The text of the play itself, written by David W. Rintels (based on the biography Clarence Darrow For The Defense by Irving Stone, who also wrote the famed van Gogh bio Lust For Life) and first performed by Henry Fonda in 1974, is fairly straightforward. It’s an autobiographical run through of Darrow’s most famed cases, after first illuminating his Ohio upbringing, to freethinking parents: his mother talked of suffrage in 1840, no less than 80 years before women gained countrywide voting rights. It briefly covers his move to Chicago, his first marriage, and even a little of the unfounded jury bribery allegations that beset him during the case of the McNamara brothers, who had planted a bomb in the offices of the Los Angeles Times during a labour union dispute: not intending to harm anyone, they had killed 21 newspaper employees; Darrow saved them from the noose. He defended Pennsylvania miners, who were working fourteen hours a day, 365 days a year, against their bosses, arguing for better pay and working conditions. Spacey made the audience gasp with a tale of an 11-year-old child miner who had a leg amputated due to employer negligence: he was manipulative in the way that all great arguers are. A champion of the unions, no doubt the right-wing would today call him a Communist. He never even claimed to be a socialist; he was simply a man who wanted to use his intellect and talents to stand up for the underdog. He was an inspiration to anyone who wants to speak for the vulnerable. He didn’t mind a bit of media-bait either, perhaps best encapsulated in the Scopes ‘monkey’ trial, following a schoolteacher’s prosecution for teaching evolution in the Bible Belt. The play finishes, inevitably, to a coruscating powerhouse denouement on perhaps Darrow’s most famous case, that of Leopold and Loeb, two rich teenagers who killed a 14-year-old boy merely for the experience and excitement, the challenge of getting away with it. This is where the concept of mercy came in, as Darrow fervently believed that we can only move forward as a collective culture when we reject the baser instincts of our human nature. He believed without pause in rehabilitation over retribution as a model for how a civilised society should behave.

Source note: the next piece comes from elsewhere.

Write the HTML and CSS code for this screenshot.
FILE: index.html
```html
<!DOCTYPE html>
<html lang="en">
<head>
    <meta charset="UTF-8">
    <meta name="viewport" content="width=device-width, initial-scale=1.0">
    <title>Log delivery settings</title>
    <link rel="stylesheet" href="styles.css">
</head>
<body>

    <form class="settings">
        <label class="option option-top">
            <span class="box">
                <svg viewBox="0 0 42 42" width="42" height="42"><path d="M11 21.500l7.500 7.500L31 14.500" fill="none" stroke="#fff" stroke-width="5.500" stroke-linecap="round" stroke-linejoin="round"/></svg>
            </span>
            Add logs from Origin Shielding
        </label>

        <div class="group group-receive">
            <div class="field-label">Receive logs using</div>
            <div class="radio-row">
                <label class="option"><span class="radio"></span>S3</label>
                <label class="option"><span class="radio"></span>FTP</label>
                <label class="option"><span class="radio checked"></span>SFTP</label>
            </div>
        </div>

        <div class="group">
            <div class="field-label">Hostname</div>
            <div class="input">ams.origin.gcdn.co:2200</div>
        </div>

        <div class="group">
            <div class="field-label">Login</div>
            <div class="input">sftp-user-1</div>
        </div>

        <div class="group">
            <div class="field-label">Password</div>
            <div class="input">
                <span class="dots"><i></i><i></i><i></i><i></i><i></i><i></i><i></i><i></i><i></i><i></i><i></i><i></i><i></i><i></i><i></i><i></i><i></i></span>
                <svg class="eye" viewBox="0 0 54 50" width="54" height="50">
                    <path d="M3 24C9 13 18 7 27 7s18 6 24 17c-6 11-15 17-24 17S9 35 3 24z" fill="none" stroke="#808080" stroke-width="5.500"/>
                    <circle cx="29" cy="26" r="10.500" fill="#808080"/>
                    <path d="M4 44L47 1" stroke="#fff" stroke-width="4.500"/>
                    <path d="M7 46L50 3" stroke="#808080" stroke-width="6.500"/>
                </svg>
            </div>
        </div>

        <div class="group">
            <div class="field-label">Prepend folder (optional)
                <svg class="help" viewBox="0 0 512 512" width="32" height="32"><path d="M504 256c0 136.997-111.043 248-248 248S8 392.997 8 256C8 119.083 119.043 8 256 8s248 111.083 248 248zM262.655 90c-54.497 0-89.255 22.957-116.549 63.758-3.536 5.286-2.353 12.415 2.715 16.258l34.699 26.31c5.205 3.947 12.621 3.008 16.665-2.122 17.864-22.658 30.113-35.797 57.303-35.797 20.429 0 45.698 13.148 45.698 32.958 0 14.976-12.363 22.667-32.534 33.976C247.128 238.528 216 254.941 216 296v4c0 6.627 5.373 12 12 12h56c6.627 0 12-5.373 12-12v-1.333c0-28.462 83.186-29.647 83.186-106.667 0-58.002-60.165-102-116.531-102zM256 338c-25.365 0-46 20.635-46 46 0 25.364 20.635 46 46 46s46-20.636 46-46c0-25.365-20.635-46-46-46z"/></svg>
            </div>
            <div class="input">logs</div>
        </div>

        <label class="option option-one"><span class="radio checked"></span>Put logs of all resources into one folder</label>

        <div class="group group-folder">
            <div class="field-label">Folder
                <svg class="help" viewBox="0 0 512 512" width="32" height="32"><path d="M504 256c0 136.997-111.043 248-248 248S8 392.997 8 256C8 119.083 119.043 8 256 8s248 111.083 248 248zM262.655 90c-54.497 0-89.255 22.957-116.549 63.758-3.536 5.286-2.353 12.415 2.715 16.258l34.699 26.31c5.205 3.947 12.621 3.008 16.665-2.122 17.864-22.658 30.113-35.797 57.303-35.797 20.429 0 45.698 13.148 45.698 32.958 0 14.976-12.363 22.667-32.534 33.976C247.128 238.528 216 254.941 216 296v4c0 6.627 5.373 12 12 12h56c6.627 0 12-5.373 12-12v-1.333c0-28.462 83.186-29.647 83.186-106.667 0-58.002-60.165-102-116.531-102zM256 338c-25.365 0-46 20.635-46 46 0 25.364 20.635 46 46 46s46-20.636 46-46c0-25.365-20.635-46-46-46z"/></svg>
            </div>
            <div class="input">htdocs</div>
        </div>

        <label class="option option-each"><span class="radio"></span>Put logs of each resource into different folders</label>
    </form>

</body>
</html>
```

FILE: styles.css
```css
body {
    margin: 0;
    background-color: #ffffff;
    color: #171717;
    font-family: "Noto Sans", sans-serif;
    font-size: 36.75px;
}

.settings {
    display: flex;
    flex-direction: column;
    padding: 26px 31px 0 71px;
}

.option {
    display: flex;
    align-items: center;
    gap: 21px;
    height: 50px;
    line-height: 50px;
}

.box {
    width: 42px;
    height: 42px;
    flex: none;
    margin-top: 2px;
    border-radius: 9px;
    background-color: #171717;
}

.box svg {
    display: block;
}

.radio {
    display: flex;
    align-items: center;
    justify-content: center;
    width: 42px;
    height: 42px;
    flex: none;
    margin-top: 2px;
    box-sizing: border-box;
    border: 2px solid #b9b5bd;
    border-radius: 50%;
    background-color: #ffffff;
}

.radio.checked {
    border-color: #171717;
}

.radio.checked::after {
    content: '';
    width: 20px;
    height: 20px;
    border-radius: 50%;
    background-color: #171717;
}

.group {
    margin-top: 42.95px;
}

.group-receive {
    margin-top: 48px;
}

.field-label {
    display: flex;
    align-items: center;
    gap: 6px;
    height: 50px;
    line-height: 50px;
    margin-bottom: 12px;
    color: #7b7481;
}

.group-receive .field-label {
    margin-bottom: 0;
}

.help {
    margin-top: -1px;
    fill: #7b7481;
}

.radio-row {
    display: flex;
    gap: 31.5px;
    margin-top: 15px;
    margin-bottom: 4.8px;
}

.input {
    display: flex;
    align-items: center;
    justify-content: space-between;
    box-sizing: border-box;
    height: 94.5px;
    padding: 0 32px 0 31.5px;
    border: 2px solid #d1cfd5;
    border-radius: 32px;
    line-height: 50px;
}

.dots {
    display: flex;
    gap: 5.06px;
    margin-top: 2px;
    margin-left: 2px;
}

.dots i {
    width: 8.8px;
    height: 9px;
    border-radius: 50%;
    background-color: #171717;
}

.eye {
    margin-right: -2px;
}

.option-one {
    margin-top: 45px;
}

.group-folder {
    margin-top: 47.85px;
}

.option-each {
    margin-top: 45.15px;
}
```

Spacey had played Darrow no less than twice before. When pressed, he has said that the first occasion, a 1991 low budget PBS movie, was his favourite filming experience. The second time was in a 2009 Old Vic production of Inherit The Wind, (with the Darrow character alternately named Henry Drummond). He is the fourth fine actor to play the role: after Fonda, Orson Welles took him on in 1959’s Compulsion, a thinly fictionalised account of the Leopold and Loeb trial; perhaps the most famous incarnation was in the film adaptation of Inherit The Wind, with Spencer Tracy’s Oscar nominated version taking the plaudits.
A one-man (or woman) show is not to be trifled with, and few actors on earth could hold the rapt attention of a thousand people the way Spacey does. Once I got over the initial thrill of seeing such a renowned actor in person, and only a few feet away, it was an easy pleasure to get swept away in the invective and the complete command and control he has over an audience. It’s not just his level of stagecraft and experience, which is considerable (I’d seen him once before, unashamedly scene-stealing in The Philadelphia Story in this same venue) – it’s the sheer force of his charismatic presence. This is an actor at his absolute career peak, both in person and on screen. In his other job, House of Cards, he gives you barely a drip of humanity, and yet still you root for his Machiavellian politician. Such is his skill that he can strip away any remaining vestige of humanity, as in Se7en, and leave you disgusted but in awe. He can project a seductive quality, as in LA Confidential, or pathetic desperation, as in American Beauty. He can scenery-chew for a giggle, as in the otherwise unwatchable Superman Returns, or con you completely, in The Usual Suspects. He even stood up to his mentor Jack Lemmon, perhaps the actor he resembles the most in the cinema canon, in Glengarry Glen Ross. During the second half, I heard an anachronistic noise: it became clear that a mobile phone was going off (idiots are present everywhere) and, in character, without breaking a beat, he said ‘If you don’t answer that, I will.’ Everything appears to be effortless, which is as it should be when you work as hard as Spacey does.
Perhaps the only cautionary tale is that we should now be able to view Darrow’s humanitarianism as quaint, a relic of a more closed-minded century. Unfortunately, the world is no less right-wing (it just seems like it is because we talk more; activism is higher but pushback is greater) than it was during his heyday. While some progress has been made, governments are more secretive and still as keen to crush uprisings (for example, in the last year 40,000 protestors have been jailed in Egypt, with all forms of protest now banned by a government elected as a result of protests), while citizens are more suspicious, and rightly so given the inroads made on liberties and how much we are spied on daily. The game is rigged, with little advances made in social justice and minority interest groups dominating the conversation (belief in climate change is crazy and anti-business while belief in invisible gods is sky high). What is the internet itself, except a method from which data is collected on behaviours, and how long before it’s yanked under corporate control and net neutrality becomes a thing of the past? Most of the jail populations still come from backgrounds of poverty and poor education, while education funding itself is slashed and healthcare is sold to the highest bidder. He should be a winner on the right side of history, not an anomaly pushing against the tide. A century later, we need fighters like Darrow more than ever.